Read the lines that follow and tally those with the word "React"; give the number and nothing else.

Start of Records to process

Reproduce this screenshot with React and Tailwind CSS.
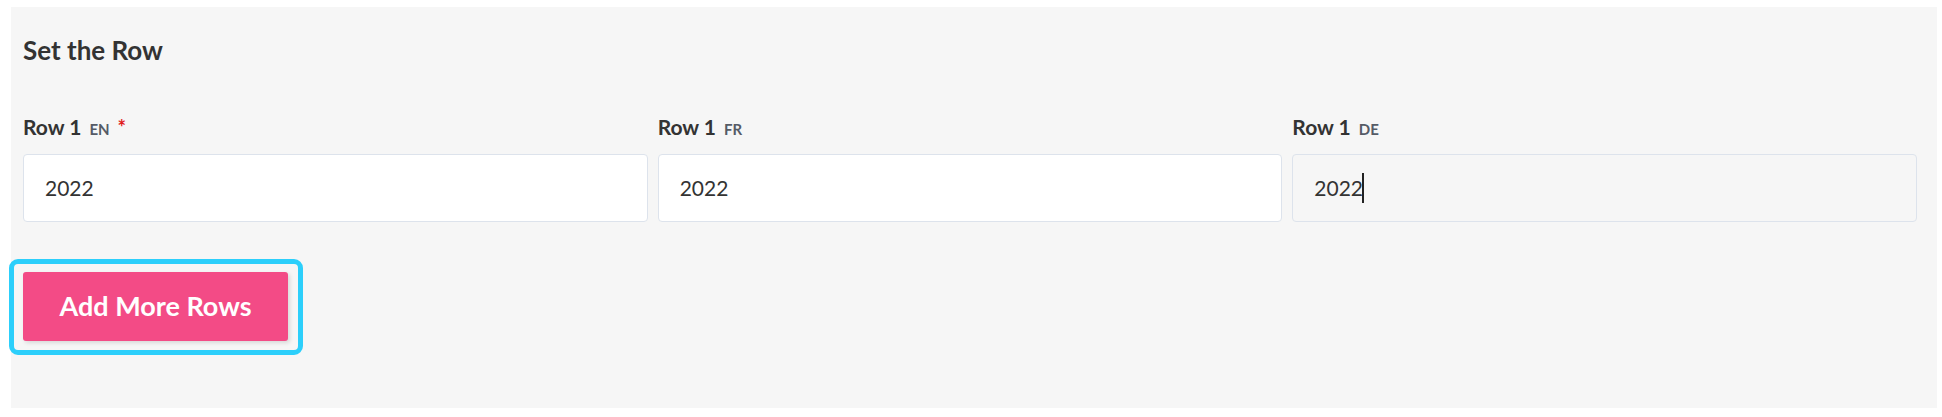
import React from 'react';

const fields = [
  { lang: 'EN', required: true, value: '2022', bg: 'bg-white' },
  { lang: 'FR', required: false, value: '2022', bg: 'bg-white' },
  { lang: 'DE', required: false, value: '2022', bg: 'bg-[#f6f6f6]', focused: true },
];

export default function App() {
  return (
    <div className="w-[1942px] h-[417px] bg-white pt-[7px] pl-[11px] pr-[5px]" style={{ fontFamily: 'Lato, "Open Sans", sans-serif' }}>
      <div className="bg-[#f6f6f6] pt-[28px] pl-[12px] pr-[20px] pb-[53px]">
        <h2 className="text-[26px] leading-[30px] font-bold text-[#333333]">Set the Row</h2>

        <div className="grid grid-cols-3 gap-x-[10px] mt-[49px]">
          {fields.map(f => (
            <div key={f.lang}>
              <label className="block text-[21px] leading-[26px] font-bold text-[#333333] mb-[14px]">
                Row 1
                <span className="ml-[8px] text-[15px] leading-none font-bold text-[#555b66]">{f.lang}</span>
                {f.required && <span className="ml-[8px] text-[20px] leading-none text-[#e01b1b]">*</span>}
              </label>
              <div className={`h-[68px] border border-[#dde3ec] rounded-[4px] flex items-center px-[21px] ${f.bg}`}>
                <span className="text-[21px] text-[#333333]">{f.value}</span>
                {f.focused && <span className="w-[2px] h-[30px] bg-[#222222] ml-[-1px]"></span>}
              </div>
            </div>
          ))}
        </div>

        <div className="mt-[37px] -ml-[14px] w-fit border-[5px] border-[#2ccffb] rounded-[9px] pt-[8px] pb-[9px] pl-[9px] pr-[10px]">
          <button className="w-[265px] h-[69px] bg-[#f34b86] rounded-[3px] text-white text-[27px] font-bold shadow-[2px_2px_4px_rgba(0,0,0,0.12)]">
            Add More Rows
          </button>
        </div>
      </div>
    </div>
  );
}
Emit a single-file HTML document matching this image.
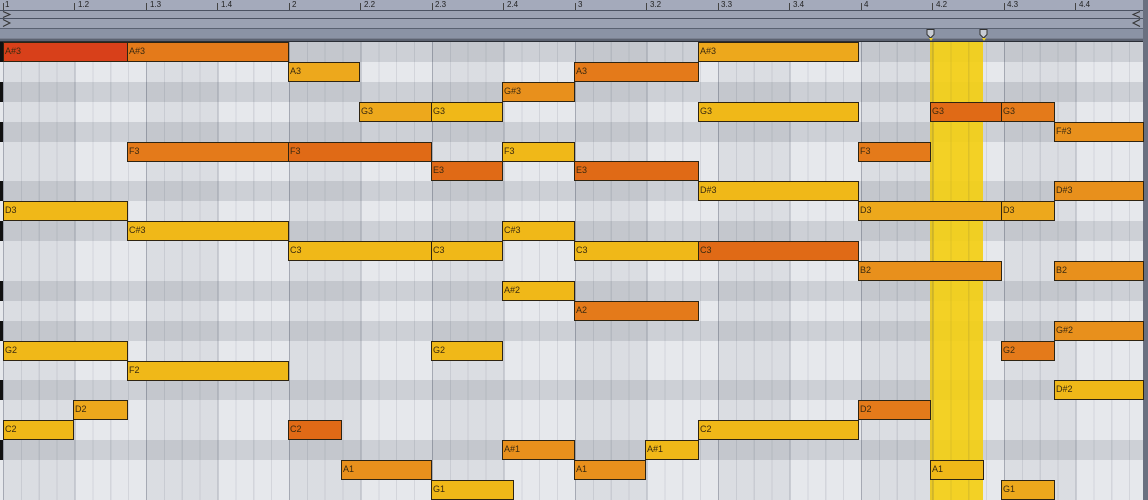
<!DOCTYPE html>
<html><head><meta charset="utf-8"><style>
*{margin:0;padding:0;box-sizing:border-box}
body{width:1148px;height:500px;overflow:hidden;background:#e6e8ec;position:relative;font-family:"Liberation Sans",sans-serif}
.r{position:absolute;left:0;width:1143px;height:20px;background:#e6e8ec}
.d{background:#cdd0d6}
.d::before{content:"";position:absolute;left:0;top:0;width:3px;height:100%;background:#111}
#ov{position:absolute;left:0;top:42px;width:1143px;height:458px;
background:
repeating-linear-gradient(90deg,rgba(40,50,70,.10) 0 1px,transparent 1px 17.875px),
repeating-linear-gradient(90deg,rgba(40,50,70,.22) 0 1px,transparent 1px 71.5px),
repeating-linear-gradient(90deg,rgba(30,40,60,.055) 0 71.5px,transparent 71.5px 143px);
background-position:3px 0,3px 0,3px 0}
#hl{position:absolute;left:930px;top:42px;width:53px;height:458px;background:rgba(244,206,16,.9)}
.n{position:absolute;height:20px;border:1.5px solid #2e2412;font-size:9px;line-height:17px;padding-left:1px;color:#3a2a10;white-space:nowrap;overflow:hidden}
.y{background:#f0b818}.o{background:#e8901c}.oo{background:#e47a1a}.do{background:#e06a16}.rd{background:#d8401a}.yo{background:#eda81c}
#ruler{position:absolute;left:0;top:0;width:1148px;height:42px;background:#a4aabb}
.s{position:absolute;left:0;width:1143px}
.lab{position:absolute;top:0;font-size:8px;color:#222;line-height:10px}
.tk{position:absolute;top:3px;width:1px;height:7px;background:#444}
</style></head><body>
<div class="r d" style="top:42px"></div>
<div class="r" style="top:62px"></div>
<div class="r d" style="top:82px"></div>
<div class="r" style="top:102px"></div>
<div class="r d" style="top:122px"></div>
<div class="r" style="top:142px"></div>
<div class="r" style="top:161px"></div>
<div class="r d" style="top:181px"></div>
<div class="r" style="top:201px"></div>
<div class="r d" style="top:221px"></div>
<div class="r" style="top:241px"></div>
<div class="r" style="top:261px"></div>
<div class="r d" style="top:281px"></div>
<div class="r" style="top:301px"></div>
<div class="r d" style="top:321px"></div>
<div class="r" style="top:341px"></div>
<div class="r" style="top:361px"></div>
<div class="r d" style="top:380px"></div>
<div class="r" style="top:400px"></div>
<div class="r" style="top:420px"></div>
<div class="r d" style="top:440px"></div>
<div class="r" style="top:460px"></div>
<div class="r" style="top:480px"></div>
<div id="hl"></div>
<div id="ov"></div>
<div style="position:absolute;left:1143px;top:0;width:5px;height:500px;background:#6a7080"></div>

<div class="n rd" style="left:3px;width:125px;top:42px">A#3</div>
<div class="n oo" style="left:127px;width:162px;top:42px">A#3</div>
<div class="n yo" style="left:698px;width:161px;top:42px">A#3</div>
<div class="n yo" style="left:288px;width:72px;top:62px">A3</div>
<div class="n oo" style="left:574px;width:125px;top:62px">A3</div>
<div class="n o" style="left:502px;width:73px;top:82px">G#3</div>
<div class="n yo" style="left:359px;width:73px;top:102px">G3</div>
<div class="n y" style="left:431px;width:72px;top:102px">G3</div>
<div class="n y" style="left:698px;width:161px;top:102px">G3</div>
<div class="n do" style="left:930px;width:72px;top:102px">G3</div>
<div class="n oo" style="left:1001px;width:54px;top:102px">G3</div>
<div class="n o" style="left:1054px;width:90px;top:122px">F#3</div>
<div class="n oo" style="left:127px;width:162px;top:142px">F3</div>
<div class="n do" style="left:288px;width:144px;top:142px">F3</div>
<div class="n y" style="left:502px;width:73px;top:142px">F3</div>
<div class="n oo" style="left:858px;width:73px;top:142px">F3</div>
<div class="n do" style="left:431px;width:72px;top:161px">E3</div>
<div class="n do" style="left:574px;width:125px;top:161px">E3</div>
<div class="n y" style="left:698px;width:161px;top:181px">D#3</div>
<div class="n o" style="left:1054px;width:90px;top:181px">D#3</div>
<div class="n y" style="left:3px;width:125px;top:201px">D3</div>
<div class="n yo" style="left:858px;width:144px;top:201px">D3</div>
<div class="n yo" style="left:1001px;width:54px;top:201px">D3</div>
<div class="n y" style="left:127px;width:162px;top:221px">C#3</div>
<div class="n y" style="left:502px;width:73px;top:221px">C#3</div>
<div class="n y" style="left:288px;width:144px;top:241px">C3</div>
<div class="n y" style="left:431px;width:72px;top:241px">C3</div>
<div class="n y" style="left:574px;width:125px;top:241px">C3</div>
<div class="n do" style="left:698px;width:161px;top:241px">C3</div>
<div class="n o" style="left:858px;width:144px;top:261px">B2</div>
<div class="n o" style="left:1054px;width:90px;top:261px">B2</div>
<div class="n y" style="left:502px;width:73px;top:281px">A#2</div>
<div class="n oo" style="left:574px;width:125px;top:301px">A2</div>
<div class="n o" style="left:1054px;width:90px;top:321px">G#2</div>
<div class="n y" style="left:3px;width:125px;top:341px">G2</div>
<div class="n y" style="left:431px;width:72px;top:341px">G2</div>
<div class="n oo" style="left:1001px;width:54px;top:341px">G2</div>
<div class="n y" style="left:127px;width:162px;top:361px">F2</div>
<div class="n y" style="left:1054px;width:90px;top:380px">D#2</div>
<div class="n yo" style="left:73px;width:55px;top:400px">D2</div>
<div class="n oo" style="left:858px;width:73px;top:400px">D2</div>
<div class="n y" style="left:3px;width:71px;top:420px">C2</div>
<div class="n do" style="left:288px;width:54px;top:420px">C2</div>
<div class="n y" style="left:698px;width:161px;top:420px">C2</div>
<div class="n o" style="left:502px;width:73px;top:440px">A#1</div>
<div class="n y" style="left:645px;width:54px;top:440px">A#1</div>
<div class="n o" style="left:341px;width:91px;top:460px">A1</div>
<div class="n o" style="left:574px;width:72px;top:460px">A1</div>
<div class="n y" style="left:930px;width:54px;top:460px">A1</div>
<div class="n y" style="left:431px;width:83px;top:480px">G1</div>
<div class="n yo" style="left:1001px;width:54px;top:480px">G1</div>

<div id="ruler">
<div class="s" style="top:10px;height:9px;background:#9ba2b3;border-top:1px solid #4a5262"></div>
<div class="s" style="top:18px;height:10px;background:#9ba2b3;border-top:1px solid #4a5262"></div>
<div class="s" style="top:28px;height:10px;background:#8b93a5;border-top:1px solid #5a6272"></div>
<div class="s" style="top:38px;height:4px;background:#5c6270;border-top:1px solid #7a8090;border-bottom:1px solid #2a2e36"></div>
<div style="position:absolute;left:1143px;top:0;width:5px;height:42px;background:#6a7080"></div>
<svg style="position:absolute;left:0;top:0" width="1148" height="42">
<polyline points="3,11.5 10,14.5 3,17.5" fill="none" stroke="#333" stroke-width="1"/>
<polyline points="3,19.5 10,23 3,26.5" fill="none" stroke="#333" stroke-width="1"/>
<polyline points="1140,11.5 1133,14.5 1140,17.5" fill="none" stroke="#333" stroke-width="1"/>
<polyline points="1140,19.5 1133,23 1140,26.5" fill="none" stroke="#333" stroke-width="1"/>
<path d="M927,29.5 h7 v5 l-3.5,3.5 l-3.5,-3.5 z" fill="#c8ccd4" stroke="#333" stroke-width="1"/>
<path d="M980,29.5 h7 v5 l-3.5,3.5 l-3.5,-3.5 z" fill="#c8ccd4" stroke="#333" stroke-width="1"/>
<path d="M929,38 h4 l-2,3 z M982,38 h4 l-2,3 z" fill="#f0d020"/>
</svg>
<div class="tk" style="left:3px"></div><div class="lab" style="left:5px">1</div>
<div class="tk" style="left:74px"></div><div class="lab" style="left:78px">1.2</div>
<div class="tk" style="left:146px"></div><div class="lab" style="left:150px">1.3</div>
<div class="tk" style="left:217px"></div><div class="lab" style="left:221px">1.4</div>
<div class="tk" style="left:289px"></div><div class="lab" style="left:292px">2</div>
<div class="tk" style="left:360px"></div><div class="lab" style="left:364px">2.2</div>
<div class="tk" style="left:432px"></div><div class="lab" style="left:435px">2.3</div>
<div class="tk" style="left:503px"></div><div class="lab" style="left:507px">2.4</div>
<div class="tk" style="left:575px"></div><div class="lab" style="left:578px">3</div>
<div class="tk" style="left:646px"></div><div class="lab" style="left:650px">3.2</div>
<div class="tk" style="left:718px"></div><div class="lab" style="left:721px">3.3</div>
<div class="tk" style="left:789px"></div><div class="lab" style="left:793px">3.4</div>
<div class="tk" style="left:861px"></div><div class="lab" style="left:864px">4</div>
<div class="tk" style="left:932px"></div><div class="lab" style="left:936px">4.2</div>
<div class="tk" style="left:1004px"></div><div class="lab" style="left:1007px">4.3</div>
<div class="tk" style="left:1075px"></div><div class="lab" style="left:1079px">4.4</div>
</div>
</body></html>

End of Records to process

§ **Complete answer**
2